-- Begin Supplied information --

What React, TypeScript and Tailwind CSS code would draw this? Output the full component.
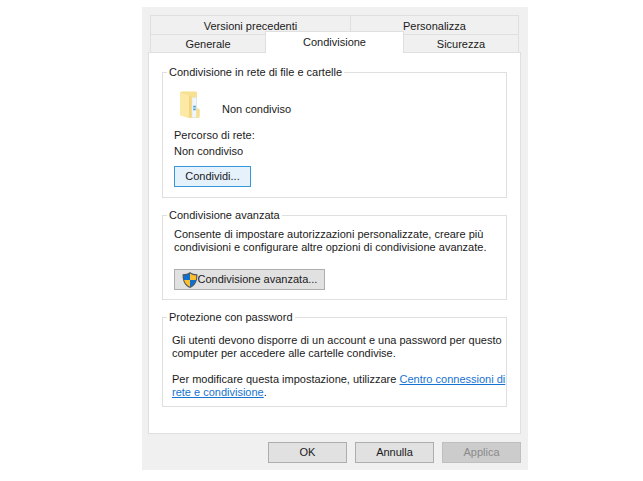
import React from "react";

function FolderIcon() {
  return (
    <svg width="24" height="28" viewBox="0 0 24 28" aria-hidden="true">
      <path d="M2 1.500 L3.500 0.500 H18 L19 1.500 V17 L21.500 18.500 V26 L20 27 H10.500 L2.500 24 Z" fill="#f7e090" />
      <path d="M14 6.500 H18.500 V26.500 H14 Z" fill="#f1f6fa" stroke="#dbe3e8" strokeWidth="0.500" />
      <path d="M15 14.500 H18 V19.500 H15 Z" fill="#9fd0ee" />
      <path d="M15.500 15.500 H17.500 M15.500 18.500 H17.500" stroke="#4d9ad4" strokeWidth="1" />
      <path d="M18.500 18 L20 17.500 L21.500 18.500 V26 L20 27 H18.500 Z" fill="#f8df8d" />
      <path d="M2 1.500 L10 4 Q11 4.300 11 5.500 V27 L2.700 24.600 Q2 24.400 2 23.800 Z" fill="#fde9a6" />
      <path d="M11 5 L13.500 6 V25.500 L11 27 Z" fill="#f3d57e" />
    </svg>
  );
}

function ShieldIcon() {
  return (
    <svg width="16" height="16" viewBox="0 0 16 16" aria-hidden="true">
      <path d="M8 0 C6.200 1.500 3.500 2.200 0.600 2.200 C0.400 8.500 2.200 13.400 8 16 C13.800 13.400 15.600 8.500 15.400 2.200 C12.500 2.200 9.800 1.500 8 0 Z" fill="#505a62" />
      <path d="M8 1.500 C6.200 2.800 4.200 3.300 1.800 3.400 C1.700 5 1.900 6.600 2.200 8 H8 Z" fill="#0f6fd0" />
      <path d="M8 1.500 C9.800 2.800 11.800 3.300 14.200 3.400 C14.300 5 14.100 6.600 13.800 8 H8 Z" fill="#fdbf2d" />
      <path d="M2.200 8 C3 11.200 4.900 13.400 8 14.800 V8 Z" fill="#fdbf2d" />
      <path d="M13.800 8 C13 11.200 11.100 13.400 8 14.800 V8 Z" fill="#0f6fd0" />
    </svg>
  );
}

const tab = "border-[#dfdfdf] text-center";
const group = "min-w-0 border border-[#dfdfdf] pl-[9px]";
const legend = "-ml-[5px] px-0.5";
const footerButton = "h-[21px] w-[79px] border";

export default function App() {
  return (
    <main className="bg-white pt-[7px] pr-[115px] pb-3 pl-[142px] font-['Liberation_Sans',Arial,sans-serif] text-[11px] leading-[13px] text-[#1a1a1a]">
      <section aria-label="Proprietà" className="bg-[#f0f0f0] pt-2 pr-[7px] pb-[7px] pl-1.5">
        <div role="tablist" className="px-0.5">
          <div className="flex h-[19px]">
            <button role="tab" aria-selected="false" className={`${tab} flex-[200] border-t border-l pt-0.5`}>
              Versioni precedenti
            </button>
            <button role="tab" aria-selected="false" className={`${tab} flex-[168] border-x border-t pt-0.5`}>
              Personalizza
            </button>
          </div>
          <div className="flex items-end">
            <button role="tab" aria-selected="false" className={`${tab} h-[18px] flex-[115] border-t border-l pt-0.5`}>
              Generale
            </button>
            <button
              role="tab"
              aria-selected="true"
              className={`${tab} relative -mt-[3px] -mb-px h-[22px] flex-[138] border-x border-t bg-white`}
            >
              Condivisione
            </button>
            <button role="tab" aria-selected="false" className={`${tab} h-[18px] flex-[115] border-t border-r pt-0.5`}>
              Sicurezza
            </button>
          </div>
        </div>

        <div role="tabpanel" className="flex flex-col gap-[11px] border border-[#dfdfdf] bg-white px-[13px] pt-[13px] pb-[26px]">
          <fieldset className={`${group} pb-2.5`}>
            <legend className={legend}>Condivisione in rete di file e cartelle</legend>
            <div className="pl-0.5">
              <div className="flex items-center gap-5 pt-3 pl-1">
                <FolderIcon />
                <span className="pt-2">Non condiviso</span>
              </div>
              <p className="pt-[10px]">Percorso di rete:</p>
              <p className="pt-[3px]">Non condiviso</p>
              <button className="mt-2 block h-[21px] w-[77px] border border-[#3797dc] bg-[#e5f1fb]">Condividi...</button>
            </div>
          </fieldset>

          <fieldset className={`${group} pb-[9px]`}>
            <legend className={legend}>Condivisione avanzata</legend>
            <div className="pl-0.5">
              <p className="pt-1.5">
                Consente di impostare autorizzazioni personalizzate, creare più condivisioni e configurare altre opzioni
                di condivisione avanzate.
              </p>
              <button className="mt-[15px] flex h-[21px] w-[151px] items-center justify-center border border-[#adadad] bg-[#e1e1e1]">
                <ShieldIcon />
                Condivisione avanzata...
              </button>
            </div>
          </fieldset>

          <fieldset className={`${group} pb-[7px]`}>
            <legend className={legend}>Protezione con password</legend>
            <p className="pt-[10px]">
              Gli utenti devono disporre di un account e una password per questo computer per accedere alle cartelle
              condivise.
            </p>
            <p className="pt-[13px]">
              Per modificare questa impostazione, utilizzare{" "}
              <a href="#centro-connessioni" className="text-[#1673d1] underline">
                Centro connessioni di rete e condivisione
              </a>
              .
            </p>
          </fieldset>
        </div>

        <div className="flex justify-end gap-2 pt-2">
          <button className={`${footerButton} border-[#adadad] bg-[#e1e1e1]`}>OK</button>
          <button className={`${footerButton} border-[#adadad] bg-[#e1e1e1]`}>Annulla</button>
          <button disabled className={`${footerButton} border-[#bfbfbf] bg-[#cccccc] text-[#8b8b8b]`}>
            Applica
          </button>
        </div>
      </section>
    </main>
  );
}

-- End Supplied information --

Transcribe the preceding listing in its entirety and with exact wording, leaving out pictures.

Expected output:
What React, TypeScript and Tailwind CSS code would draw this? Output the full component.
import React from "react";

function FolderIcon() {
  return (
    <svg width="24" height="28" viewBox="0 0 24 28" aria-hidden="true">
      <path d="M2 1.500 L3.500 0.500 H18 L19 1.500 V17 L21.500 18.500 V26 L20 27 H10.500 L2.500 24 Z" fill="#f7e090" />
      <path d="M14 6.500 H18.500 V26.500 H14 Z" fill="#f1f6fa" stroke="#dbe3e8" strokeWidth="0.500" />
      <path d="M15 14.500 H18 V19.500 H15 Z" fill="#9fd0ee" />
      <path d="M15.500 15.500 H17.500 M15.500 18.500 H17.500" stroke="#4d9ad4" strokeWidth="1" />
      <path d="M18.500 18 L20 17.500 L21.500 18.500 V26 L20 27 H18.500 Z" fill="#f8df8d" />
      <path d="M2 1.500 L10 4 Q11 4.300 11 5.500 V27 L2.700 24.600 Q2 24.400 2 23.800 Z" fill="#fde9a6" />
      <path d="M11 5 L13.500 6 V25.500 L11 27 Z" fill="#f3d57e" />
    </svg>
  );
}

function ShieldIcon() {
  return (
    <svg width="16" height="16" viewBox="0 0 16 16" aria-hidden="true">
      <path d="M8 0 C6.200 1.500 3.500 2.200 0.600 2.200 C0.400 8.500 2.200 13.400 8 16 C13.800 13.400 15.600 8.500 15.400 2.200 C12.500 2.200 9.800 1.500 8 0 Z" fill="#505a62" />
      <path d="M8 1.500 C6.200 2.800 4.200 3.300 1.800 3.400 C1.700 5 1.900 6.600 2.200 8 H8 Z" fill="#0f6fd0" />
      <path d="M8 1.500 C9.800 2.800 11.800 3.300 14.200 3.400 C14.300 5 14.100 6.600 13.800 8 H8 Z" fill="#fdbf2d" />
      <path d="M2.200 8 C3 11.200 4.900 13.400 8 14.800 V8 Z" fill="#fdbf2d" />
      <path d="M13.800 8 C13 11.200 11.100 13.400 8 14.800 V8 Z" fill="#0f6fd0" />
    </svg>
  );
}

const tab = "border-[#dfdfdf] text-center";
const group = "min-w-0 border border-[#dfdfdf] pl-[9px]";
const legend = "-ml-[5px] px-0.5";
const footerButton = "h-[21px] w-[79px] border";

export default function App() {
  return (
    <main className="bg-white pt-[7px] pr-[115px] pb-3 pl-[142px] font-['Liberation_Sans',Arial,sans-serif] text-[11px] leading-[13px] text-[#1a1a1a]">
      <section aria-label="Proprietà" className="bg-[#f0f0f0] pt-2 pr-[7px] pb-[7px] pl-1.5">
        <div role="tablist" className="px-0.5">
          <div className="flex h-[19px]">
            <button role="tab" aria-selected="false" className={`${tab} flex-[200] border-t border-l pt-0.5`}>
              Versioni precedenti
            </button>
            <button role="tab" aria-selected="false" className={`${tab} flex-[168] border-x border-t pt-0.5`}>
              Personalizza
            </button>
          </div>
          <div className="flex items-end">
            <button role="tab" aria-selected="false" className={`${tab} h-[18px] flex-[115] border-t border-l pt-0.5`}>
              Generale
            </button>
            <button
              role="tab"
              aria-selected="true"
              className={`${tab} relative -mt-[3px] -mb-px h-[22px] flex-[138] border-x border-t bg-white`}
            >
              Condivisione
            </button>
            <button role="tab" aria-selected="false" className={`${tab} h-[18px] flex-[115] border-t border-r pt-0.5`}>
              Sicurezza
            </button>
          </div>
        </div>

        <div role="tabpanel" className="flex flex-col gap-[11px] border border-[#dfdfdf] bg-white px-[13px] pt-[13px] pb-[26px]">
          <fieldset className={`${group} pb-2.5`}>
            <legend className={legend}>Condivisione in rete di file e cartelle</legend>
            <div className="pl-0.5">
              <div className="flex items-center gap-5 pt-3 pl-1">
                <FolderIcon />
                <span className="pt-2">Non condiviso</span>
              </div>
              <p className="pt-[10px]">Percorso di rete:</p>
              <p className="pt-[3px]">Non condiviso</p>
              <button className="mt-2 block h-[21px] w-[77px] border border-[#3797dc] bg-[#e5f1fb]">Condividi...</button>
            </div>
          </fieldset>

          <fieldset className={`${group} pb-[9px]`}>
            <legend className={legend}>Condivisione avanzata</legend>
            <div className="pl-0.5">
              <p className="pt-1.5">
                Consente di impostare autorizzazioni personalizzate, creare più condivisioni e configurare altre opzioni
                di condivisione avanzate.
              </p>
              <button className="mt-[15px] flex h-[21px] w-[151px] items-center justify-center border border-[#adadad] bg-[#e1e1e1]">
                <ShieldIcon />
                Condivisione avanzata...
              </button>
            </div>
          </fieldset>

          <fieldset className={`${group} pb-[7px]`}>
            <legend className={legend}>Protezione con password</legend>
            <p className="pt-[10px]">
              Gli utenti devono disporre di un account e una password per questo computer per accedere alle cartelle
              condivise.
            </p>
            <p className="pt-[13px]">
              Per modificare questa impostazione, utilizzare{" "}
              <a href="#centro-connessioni" className="text-[#1673d1] underline">
                Centro connessioni di rete e condivisione
              </a>
              .
            </p>
          </fieldset>
        </div>

        <div className="flex justify-end gap-2 pt-2">
          <button className={`${footerButton} border-[#adadad] bg-[#e1e1e1]`}>OK</button>
          <button className={`${footerButton} border-[#adadad] bg-[#e1e1e1]`}>Annulla</button>
          <button disabled className={`${footerButton} border-[#bfbfbf] bg-[#cccccc] text-[#8b8b8b]`}>
            Applica
          </button>
        </div>
      </section>
    </main>
  );
}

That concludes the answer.